Records supplied
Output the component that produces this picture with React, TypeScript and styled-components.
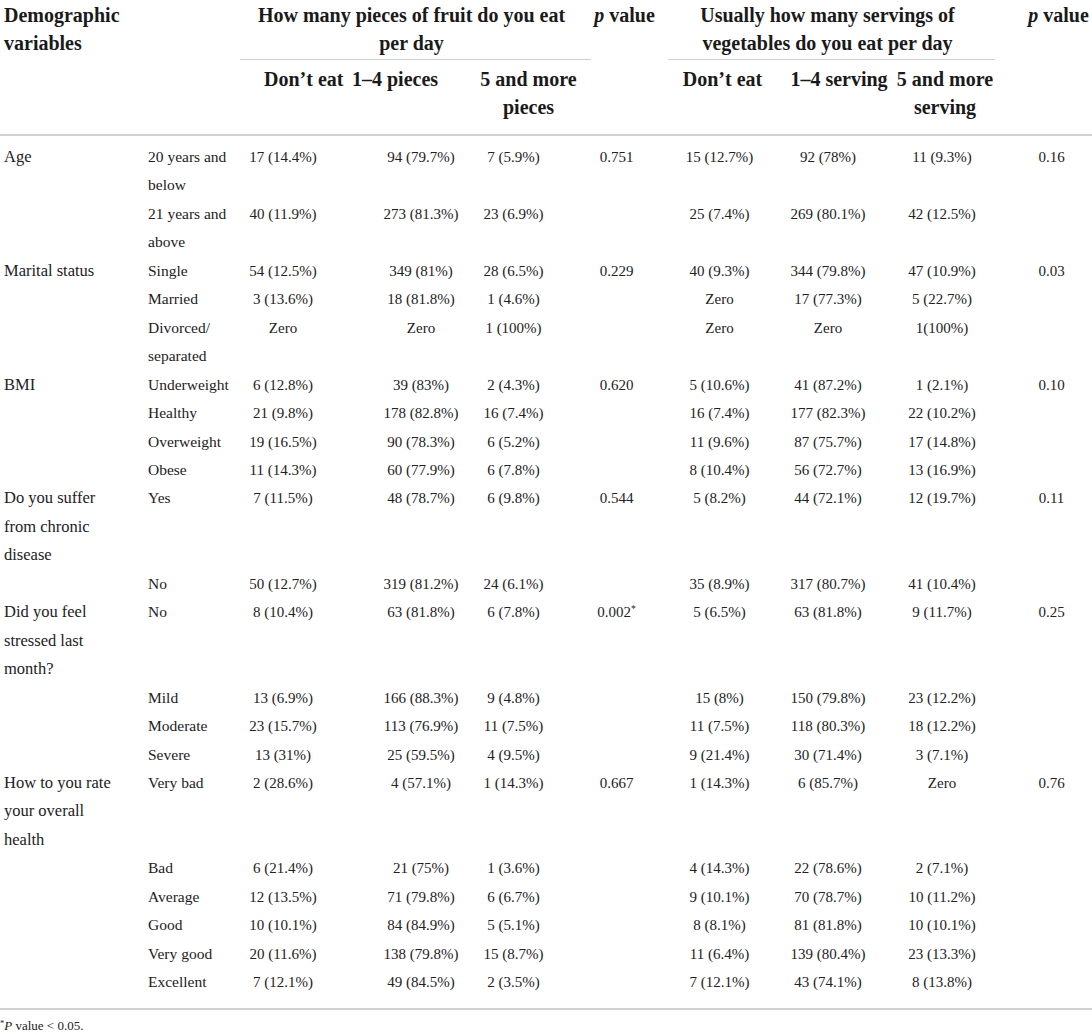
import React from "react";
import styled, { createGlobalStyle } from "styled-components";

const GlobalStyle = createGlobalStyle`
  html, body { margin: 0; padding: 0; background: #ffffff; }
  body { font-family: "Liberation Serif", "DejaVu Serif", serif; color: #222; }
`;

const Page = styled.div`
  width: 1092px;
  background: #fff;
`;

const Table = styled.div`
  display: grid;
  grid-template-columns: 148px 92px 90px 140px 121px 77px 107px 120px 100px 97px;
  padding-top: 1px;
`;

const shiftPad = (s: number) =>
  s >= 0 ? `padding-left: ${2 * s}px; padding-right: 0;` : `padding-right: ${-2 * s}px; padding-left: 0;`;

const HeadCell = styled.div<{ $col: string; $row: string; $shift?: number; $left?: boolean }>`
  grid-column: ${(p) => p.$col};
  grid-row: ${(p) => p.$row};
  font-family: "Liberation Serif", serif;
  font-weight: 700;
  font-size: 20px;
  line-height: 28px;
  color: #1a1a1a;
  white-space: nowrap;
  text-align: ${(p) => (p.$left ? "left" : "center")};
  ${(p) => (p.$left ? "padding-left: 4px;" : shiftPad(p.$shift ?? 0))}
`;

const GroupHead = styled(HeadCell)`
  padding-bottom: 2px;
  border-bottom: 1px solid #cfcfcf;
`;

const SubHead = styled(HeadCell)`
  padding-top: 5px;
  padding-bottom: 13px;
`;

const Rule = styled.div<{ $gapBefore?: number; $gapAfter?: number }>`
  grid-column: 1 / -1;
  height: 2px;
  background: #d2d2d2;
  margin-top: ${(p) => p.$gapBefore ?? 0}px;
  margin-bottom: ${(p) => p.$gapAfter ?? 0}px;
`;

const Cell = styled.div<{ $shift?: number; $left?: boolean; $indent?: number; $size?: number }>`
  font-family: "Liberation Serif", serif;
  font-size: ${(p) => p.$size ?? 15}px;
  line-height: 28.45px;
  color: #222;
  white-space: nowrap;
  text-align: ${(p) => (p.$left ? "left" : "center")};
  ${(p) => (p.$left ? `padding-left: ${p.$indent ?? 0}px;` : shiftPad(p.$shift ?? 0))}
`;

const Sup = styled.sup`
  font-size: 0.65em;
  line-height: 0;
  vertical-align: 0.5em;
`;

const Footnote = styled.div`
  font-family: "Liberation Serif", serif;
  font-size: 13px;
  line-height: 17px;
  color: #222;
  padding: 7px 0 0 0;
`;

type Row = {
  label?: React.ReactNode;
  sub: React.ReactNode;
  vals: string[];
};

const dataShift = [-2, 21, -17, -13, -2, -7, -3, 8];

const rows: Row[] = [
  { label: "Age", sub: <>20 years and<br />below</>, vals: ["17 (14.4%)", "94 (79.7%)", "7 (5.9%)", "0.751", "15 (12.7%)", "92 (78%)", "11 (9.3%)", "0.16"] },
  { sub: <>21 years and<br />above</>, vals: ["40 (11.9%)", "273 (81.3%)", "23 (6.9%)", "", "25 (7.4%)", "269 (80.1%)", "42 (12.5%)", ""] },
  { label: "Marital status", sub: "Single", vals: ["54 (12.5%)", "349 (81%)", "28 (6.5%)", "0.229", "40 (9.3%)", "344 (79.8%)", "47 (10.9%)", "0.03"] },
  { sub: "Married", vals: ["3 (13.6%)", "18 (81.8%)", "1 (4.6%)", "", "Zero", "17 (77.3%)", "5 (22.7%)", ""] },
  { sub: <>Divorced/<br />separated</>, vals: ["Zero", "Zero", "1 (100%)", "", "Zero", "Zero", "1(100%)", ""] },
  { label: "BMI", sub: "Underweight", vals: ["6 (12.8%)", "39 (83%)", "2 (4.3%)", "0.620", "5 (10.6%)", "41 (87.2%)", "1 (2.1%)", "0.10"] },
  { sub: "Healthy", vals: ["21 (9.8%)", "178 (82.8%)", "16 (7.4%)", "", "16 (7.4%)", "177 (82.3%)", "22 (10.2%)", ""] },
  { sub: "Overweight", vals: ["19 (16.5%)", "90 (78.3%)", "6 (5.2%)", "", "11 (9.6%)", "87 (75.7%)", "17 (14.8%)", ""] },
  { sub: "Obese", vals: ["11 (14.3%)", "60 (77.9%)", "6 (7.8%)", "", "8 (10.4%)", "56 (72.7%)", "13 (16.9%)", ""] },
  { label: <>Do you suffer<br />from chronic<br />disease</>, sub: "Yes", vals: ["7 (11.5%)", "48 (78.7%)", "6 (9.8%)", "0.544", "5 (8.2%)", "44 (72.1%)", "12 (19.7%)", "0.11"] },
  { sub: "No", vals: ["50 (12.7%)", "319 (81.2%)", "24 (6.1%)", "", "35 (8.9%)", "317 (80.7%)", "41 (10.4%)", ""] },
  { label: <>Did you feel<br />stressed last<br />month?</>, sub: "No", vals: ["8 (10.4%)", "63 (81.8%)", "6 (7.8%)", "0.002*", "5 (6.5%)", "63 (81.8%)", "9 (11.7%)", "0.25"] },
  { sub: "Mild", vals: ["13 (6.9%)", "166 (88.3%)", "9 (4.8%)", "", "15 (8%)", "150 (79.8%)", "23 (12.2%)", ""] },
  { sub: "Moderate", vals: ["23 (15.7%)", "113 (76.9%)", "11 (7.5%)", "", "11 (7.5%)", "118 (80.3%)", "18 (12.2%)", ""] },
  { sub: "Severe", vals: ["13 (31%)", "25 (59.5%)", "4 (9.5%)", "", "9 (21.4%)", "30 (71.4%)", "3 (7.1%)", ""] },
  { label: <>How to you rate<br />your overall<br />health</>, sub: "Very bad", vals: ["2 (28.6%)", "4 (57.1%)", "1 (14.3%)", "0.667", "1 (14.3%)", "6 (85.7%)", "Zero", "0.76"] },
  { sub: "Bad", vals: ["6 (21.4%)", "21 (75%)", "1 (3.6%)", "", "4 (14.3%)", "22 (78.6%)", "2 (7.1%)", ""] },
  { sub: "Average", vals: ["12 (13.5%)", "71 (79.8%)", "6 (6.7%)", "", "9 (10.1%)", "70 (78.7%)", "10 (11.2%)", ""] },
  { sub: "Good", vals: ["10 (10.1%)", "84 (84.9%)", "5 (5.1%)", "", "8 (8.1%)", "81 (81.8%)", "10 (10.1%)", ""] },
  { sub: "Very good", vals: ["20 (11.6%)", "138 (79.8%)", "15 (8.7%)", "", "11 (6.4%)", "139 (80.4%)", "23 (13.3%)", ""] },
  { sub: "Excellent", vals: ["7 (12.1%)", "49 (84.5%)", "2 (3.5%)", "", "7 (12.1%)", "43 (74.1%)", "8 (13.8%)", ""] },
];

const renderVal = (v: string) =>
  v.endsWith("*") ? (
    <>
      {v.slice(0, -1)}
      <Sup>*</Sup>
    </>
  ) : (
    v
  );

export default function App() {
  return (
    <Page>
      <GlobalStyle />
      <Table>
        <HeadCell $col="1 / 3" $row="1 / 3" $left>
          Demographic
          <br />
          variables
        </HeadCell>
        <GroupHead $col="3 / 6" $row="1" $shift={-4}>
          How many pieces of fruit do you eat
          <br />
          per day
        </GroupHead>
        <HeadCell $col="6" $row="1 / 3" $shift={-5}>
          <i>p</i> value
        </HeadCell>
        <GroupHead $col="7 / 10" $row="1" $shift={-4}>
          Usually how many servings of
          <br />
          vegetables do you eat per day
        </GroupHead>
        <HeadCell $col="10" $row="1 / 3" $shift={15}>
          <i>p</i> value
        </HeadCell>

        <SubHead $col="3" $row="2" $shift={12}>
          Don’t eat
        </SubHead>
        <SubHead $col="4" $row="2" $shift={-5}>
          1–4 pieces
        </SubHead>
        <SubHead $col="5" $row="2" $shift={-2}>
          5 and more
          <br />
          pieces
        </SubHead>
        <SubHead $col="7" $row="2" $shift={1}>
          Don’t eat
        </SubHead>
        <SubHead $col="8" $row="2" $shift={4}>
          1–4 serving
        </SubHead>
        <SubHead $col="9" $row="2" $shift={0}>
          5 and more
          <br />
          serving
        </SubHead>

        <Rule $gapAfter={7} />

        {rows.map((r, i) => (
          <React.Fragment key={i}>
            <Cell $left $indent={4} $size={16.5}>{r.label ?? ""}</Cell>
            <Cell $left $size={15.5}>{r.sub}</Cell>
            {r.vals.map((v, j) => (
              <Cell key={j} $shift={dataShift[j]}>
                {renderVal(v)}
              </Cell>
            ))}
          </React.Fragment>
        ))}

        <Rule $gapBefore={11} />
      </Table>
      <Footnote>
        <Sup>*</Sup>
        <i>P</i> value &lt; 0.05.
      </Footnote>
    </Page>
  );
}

--

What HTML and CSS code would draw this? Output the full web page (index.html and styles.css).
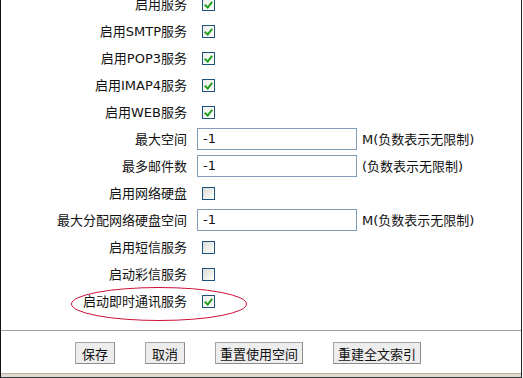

The task
Copy out every line of the listing that contains the string "html".

Solution to this exercise
  html, body { margin: 0; padding: 0; background: #ffffff; }
What HTML and CSS code would draw this? Output the full web page (index.html and styles.css).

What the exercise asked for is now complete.